● Excerpted data:
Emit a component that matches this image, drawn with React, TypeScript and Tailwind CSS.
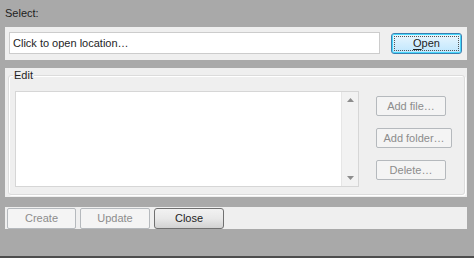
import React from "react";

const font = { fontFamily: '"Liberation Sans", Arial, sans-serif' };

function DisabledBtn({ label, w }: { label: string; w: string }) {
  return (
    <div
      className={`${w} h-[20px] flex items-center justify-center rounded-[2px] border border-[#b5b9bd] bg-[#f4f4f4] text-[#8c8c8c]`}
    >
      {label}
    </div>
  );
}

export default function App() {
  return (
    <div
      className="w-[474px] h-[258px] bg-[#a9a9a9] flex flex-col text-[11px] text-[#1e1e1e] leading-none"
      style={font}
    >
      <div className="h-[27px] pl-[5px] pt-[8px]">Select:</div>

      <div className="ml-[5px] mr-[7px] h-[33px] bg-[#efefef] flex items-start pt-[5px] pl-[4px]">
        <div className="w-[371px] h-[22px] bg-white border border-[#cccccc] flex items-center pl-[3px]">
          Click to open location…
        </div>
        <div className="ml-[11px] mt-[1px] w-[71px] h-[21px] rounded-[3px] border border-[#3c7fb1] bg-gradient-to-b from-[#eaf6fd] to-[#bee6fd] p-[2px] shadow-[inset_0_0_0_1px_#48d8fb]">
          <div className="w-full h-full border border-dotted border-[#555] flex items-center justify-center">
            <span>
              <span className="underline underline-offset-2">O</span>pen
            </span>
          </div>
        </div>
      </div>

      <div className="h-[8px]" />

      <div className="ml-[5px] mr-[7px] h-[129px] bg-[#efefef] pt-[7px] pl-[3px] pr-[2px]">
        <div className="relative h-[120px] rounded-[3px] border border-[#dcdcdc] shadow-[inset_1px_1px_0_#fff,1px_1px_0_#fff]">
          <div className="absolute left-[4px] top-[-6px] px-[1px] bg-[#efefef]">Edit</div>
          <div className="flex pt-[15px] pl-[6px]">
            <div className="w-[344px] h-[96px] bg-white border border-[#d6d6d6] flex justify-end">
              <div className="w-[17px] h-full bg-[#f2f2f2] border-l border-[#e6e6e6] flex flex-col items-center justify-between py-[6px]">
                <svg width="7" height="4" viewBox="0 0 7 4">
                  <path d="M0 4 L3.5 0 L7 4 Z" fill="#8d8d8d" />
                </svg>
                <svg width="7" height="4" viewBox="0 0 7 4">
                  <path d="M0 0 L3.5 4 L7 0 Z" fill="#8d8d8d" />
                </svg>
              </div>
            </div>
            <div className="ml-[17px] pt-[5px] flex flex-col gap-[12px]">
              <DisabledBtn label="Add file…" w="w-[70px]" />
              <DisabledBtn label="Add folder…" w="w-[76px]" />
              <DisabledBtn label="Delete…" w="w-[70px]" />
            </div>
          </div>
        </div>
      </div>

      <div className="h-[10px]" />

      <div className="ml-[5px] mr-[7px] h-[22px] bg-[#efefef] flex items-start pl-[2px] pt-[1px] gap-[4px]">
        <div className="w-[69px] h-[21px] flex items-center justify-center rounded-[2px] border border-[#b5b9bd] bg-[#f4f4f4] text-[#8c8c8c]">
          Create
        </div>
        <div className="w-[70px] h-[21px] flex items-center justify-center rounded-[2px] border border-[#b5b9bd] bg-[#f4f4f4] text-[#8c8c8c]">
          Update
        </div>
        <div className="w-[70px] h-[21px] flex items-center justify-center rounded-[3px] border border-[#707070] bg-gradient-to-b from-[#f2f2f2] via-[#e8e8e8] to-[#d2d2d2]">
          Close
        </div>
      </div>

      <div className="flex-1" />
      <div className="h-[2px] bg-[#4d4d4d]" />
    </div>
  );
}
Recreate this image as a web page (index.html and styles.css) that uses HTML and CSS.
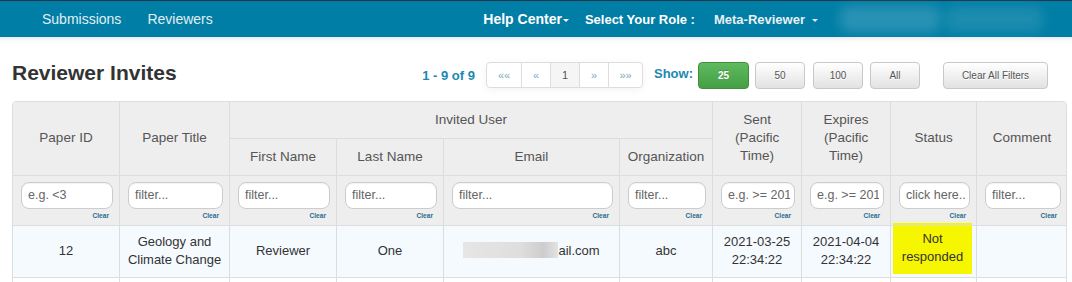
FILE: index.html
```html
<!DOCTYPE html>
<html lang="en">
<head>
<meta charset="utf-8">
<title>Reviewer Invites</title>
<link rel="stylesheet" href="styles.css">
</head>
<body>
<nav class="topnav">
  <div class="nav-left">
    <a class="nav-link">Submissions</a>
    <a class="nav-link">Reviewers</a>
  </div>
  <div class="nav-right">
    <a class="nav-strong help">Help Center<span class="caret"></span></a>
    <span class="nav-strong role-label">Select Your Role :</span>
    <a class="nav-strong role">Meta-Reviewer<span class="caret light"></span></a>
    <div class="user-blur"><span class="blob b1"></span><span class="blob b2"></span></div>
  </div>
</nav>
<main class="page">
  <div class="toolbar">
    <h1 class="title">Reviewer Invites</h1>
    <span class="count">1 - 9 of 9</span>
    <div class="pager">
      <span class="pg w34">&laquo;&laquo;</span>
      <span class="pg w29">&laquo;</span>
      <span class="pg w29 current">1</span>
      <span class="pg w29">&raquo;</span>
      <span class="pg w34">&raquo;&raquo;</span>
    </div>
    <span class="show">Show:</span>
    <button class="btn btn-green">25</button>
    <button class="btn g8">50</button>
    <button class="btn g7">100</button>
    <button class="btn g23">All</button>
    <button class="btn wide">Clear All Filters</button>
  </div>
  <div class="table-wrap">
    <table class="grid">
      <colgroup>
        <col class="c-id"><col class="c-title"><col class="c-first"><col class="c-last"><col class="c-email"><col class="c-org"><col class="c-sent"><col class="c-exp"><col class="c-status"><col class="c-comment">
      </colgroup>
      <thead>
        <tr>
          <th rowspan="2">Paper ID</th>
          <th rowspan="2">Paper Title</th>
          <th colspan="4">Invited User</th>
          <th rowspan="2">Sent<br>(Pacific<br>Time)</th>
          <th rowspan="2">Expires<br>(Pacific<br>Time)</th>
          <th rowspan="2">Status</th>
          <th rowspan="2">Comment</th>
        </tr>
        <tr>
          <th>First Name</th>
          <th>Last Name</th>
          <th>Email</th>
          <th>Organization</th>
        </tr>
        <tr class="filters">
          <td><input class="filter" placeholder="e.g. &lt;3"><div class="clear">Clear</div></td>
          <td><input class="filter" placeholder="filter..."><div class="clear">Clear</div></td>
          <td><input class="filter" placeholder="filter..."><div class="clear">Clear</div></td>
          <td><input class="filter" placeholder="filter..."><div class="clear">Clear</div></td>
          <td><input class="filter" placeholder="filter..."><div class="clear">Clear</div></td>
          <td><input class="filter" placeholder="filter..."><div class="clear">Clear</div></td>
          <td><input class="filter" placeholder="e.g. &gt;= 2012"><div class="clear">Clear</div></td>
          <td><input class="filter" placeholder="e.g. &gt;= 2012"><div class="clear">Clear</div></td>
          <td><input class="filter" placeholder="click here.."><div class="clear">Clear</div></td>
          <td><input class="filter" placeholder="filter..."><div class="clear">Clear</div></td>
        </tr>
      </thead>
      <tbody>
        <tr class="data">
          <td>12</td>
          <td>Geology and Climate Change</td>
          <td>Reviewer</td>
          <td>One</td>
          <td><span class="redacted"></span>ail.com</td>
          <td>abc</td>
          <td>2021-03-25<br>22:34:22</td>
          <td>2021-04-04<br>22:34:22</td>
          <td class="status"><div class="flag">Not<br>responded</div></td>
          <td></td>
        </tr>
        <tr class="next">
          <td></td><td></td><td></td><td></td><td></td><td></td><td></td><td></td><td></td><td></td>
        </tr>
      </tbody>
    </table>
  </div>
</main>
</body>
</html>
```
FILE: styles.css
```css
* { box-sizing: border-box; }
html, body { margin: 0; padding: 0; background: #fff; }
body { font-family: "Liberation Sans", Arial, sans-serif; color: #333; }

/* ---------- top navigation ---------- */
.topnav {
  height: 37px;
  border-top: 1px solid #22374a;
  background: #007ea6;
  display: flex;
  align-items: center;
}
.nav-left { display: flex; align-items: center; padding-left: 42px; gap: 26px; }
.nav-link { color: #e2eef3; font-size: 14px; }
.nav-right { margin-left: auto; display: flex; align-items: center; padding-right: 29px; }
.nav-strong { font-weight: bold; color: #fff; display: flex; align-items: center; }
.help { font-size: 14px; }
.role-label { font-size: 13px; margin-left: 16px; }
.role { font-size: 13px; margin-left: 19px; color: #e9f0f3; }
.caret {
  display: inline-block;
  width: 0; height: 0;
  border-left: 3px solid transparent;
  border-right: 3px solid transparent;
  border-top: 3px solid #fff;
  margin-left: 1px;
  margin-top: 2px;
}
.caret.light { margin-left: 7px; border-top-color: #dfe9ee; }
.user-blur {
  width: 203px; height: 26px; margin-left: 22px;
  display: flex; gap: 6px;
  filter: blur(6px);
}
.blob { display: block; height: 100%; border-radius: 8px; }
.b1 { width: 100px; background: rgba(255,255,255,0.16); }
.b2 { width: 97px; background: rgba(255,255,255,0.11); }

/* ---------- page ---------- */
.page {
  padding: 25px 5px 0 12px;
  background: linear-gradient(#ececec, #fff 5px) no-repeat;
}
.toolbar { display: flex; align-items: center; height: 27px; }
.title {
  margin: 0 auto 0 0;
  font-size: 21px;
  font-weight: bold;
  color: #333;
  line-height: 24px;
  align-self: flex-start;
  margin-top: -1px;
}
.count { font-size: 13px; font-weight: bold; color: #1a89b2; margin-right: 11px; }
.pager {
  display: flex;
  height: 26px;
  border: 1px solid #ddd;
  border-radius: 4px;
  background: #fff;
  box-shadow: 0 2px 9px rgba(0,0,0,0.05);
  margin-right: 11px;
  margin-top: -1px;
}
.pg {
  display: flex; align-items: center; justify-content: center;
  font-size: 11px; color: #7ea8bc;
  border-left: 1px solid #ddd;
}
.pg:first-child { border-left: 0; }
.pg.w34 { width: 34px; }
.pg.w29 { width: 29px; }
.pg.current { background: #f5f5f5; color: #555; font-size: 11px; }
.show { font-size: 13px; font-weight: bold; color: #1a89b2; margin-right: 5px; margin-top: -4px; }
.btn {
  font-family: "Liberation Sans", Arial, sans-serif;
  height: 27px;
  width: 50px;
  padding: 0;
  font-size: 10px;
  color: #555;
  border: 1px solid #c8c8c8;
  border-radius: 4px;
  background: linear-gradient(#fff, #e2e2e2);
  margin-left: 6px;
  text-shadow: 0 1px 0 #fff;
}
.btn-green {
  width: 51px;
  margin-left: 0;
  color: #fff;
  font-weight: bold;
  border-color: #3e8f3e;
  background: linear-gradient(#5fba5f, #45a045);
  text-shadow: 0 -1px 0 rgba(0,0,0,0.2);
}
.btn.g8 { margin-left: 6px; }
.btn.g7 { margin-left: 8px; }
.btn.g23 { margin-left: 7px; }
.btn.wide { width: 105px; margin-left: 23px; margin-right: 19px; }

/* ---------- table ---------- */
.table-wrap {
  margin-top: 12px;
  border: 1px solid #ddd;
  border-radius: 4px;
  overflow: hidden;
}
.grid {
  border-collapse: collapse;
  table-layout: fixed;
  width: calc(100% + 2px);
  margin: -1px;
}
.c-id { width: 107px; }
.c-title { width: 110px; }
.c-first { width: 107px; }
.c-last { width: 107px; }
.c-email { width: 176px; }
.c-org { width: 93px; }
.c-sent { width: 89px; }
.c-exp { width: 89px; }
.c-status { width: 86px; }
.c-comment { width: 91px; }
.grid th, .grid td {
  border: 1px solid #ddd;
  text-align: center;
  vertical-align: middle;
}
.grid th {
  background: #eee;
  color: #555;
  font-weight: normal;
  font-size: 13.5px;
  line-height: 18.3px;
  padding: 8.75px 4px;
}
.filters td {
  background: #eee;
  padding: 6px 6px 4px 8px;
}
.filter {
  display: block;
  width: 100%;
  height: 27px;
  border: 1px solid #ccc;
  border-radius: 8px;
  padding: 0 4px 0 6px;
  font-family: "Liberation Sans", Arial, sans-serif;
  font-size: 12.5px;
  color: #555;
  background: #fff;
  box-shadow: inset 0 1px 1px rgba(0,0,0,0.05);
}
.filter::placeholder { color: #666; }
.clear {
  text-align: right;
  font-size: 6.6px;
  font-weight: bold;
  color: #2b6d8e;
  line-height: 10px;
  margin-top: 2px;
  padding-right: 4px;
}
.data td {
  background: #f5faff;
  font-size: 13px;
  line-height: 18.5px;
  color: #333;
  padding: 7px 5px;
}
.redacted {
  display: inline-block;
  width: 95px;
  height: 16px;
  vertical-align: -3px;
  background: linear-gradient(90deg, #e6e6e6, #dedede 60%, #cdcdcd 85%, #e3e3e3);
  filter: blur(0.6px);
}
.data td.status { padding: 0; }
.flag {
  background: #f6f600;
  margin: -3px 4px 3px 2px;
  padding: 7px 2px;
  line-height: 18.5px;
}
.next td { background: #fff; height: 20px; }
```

● Set exercise: Above are the records. Copy every line in them holding "index".

● Output for this task:
Recreate this image as a web page (index.html and styles.css) that uses HTML and CSS.
FILE: index.html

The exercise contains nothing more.